Now every year, the Town Hall in St Helier provides of course a special breakfast for those who were here during the Occupation.  This of course is a precursor to the Liberation ceremony in Liberation Square for which seats are available for those who were here during the Occupation should they wish to go.

But this brings me to a very real point where I think Reg does hit the nail on the head, and I do agree with him!

Most of those who were here during the Occupation are elderly, frail and unable to drive themselves to Occupation events.  Moreover even should they be fortunate enough to be close to a main bus route, the bus service on Liberation Day is a Sunday service - with the limitations that that entails.

I remember that for the 70th Liberation Day celebrations in 2015 (which were held both in Liberation square and in the People's Park) that there were some special coaches put on to take people from parishes into People's Park. Indeed I remember helping one elderly lady with a wheeled walking aid to negotiate the curb and get back to her coach afterwards.

It seems to me that as next year will be the 75th anniversary of Liberation and therefore a significant milestone that thought should be given by each of the Parish Constables or by the States themselves to providing some kind of transportation by coach to any of the events.

This even includes events in their own Parish because it is hard for elderly pensioners to make their own way there - and I do not think it is fair that they should be expected to pay what in effect would be bank holiday rates for taxis. 

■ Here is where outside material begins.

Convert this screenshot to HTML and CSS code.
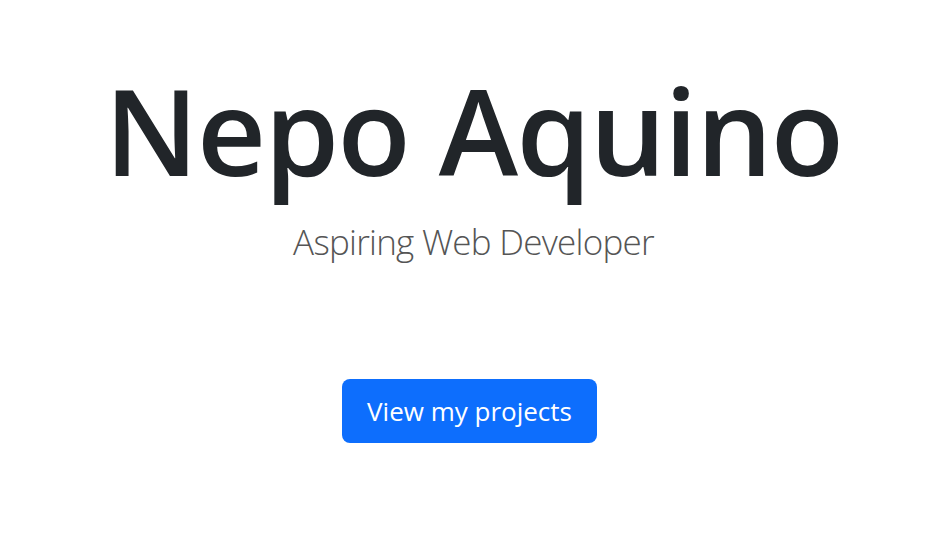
FILE: index.html
```html
<!DOCTYPE html>
<html lang="en">
<head>
<meta charset="utf-8">
<title>Nepo Aquino</title>
<link rel="stylesheet" href="styles.css">
</head>
<body>
<main class="hero">
  <h1 class="hero-title">Nepo Aquino</h1>
  <p class="hero-subtitle">Aspiring Web Developer</p>
  <a class="btn-primary" href="#projects">View my projects</a>
</main>
</body>
</html>
```

FILE: styles.css
```css
* { box-sizing: border-box; }
html, body { margin: 0; padding: 0; background: #fff; }
body {
  font-family: "Open Sans", "Noto Sans", sans-serif;
  color: #212529;
  width: 947px;
  height: 554px;
  overflow: hidden;
}
.hero {
  display: flex;
  flex-direction: column;
  align-items: center;
  padding-top: 55px;
}
.hero-title {
  margin: 0;
  font-size: 120px;
  font-weight: 600;
  line-height: 150px;
  letter-spacing: -1.6px;
  color: #212529;
}
.hero-subtitle {
  margin: 15px 0 0;
  font-size: 35px;
  font-weight: 300;
  line-height: 44px;
  letter-spacing: -0.75px;
  color: #555;
}
.btn-primary {
  margin: 115px 8px 0 0;
  display: inline-block;
  background: #0d6efd;
  color: #fff;
  text-decoration: none;
  font-size: 26px;
  line-height: 32px;
  padding: 16px 25px;
  border-radius: 8px;
}
```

They were here during the war and some due respect should be shown to the fact that they are our last living link to those times.

I would hope therefore that with the plans - as they begin to progress later this year - that thought is given to some kind of transportation probably by coach or minibus so that those who wish to attend events who were here during the occupation can contact their parish hall and get transport allocated to them.

This to my mind would be a far better use of funds than the permanent closing of a road next to Liberation square which seems to me to be nothing but a vanity project and a chance for someone to get their name immortalized on a stone commemorating the event.

As that was to have cost at least £2 million, I am sure that funding would be better spent ensuring that those who were here during the Occupation have suitable transport to enable them to enjoy events, including the breakfast at the Town Hall, should they so wish. 

After all this will probably be one of the last biggest events for the surviving islanders from Occupation times. They need to be given the help they need to take part, if they wish to do so, and you may be surprised how many would like to, but are unable to because of lack of transport.

Elderly people are too often captives in their own homes, unable to move too far because of mobility issues and can feel quite isolated. Putting funds into such a worthwhile transport project would indeed be a mark of liberation!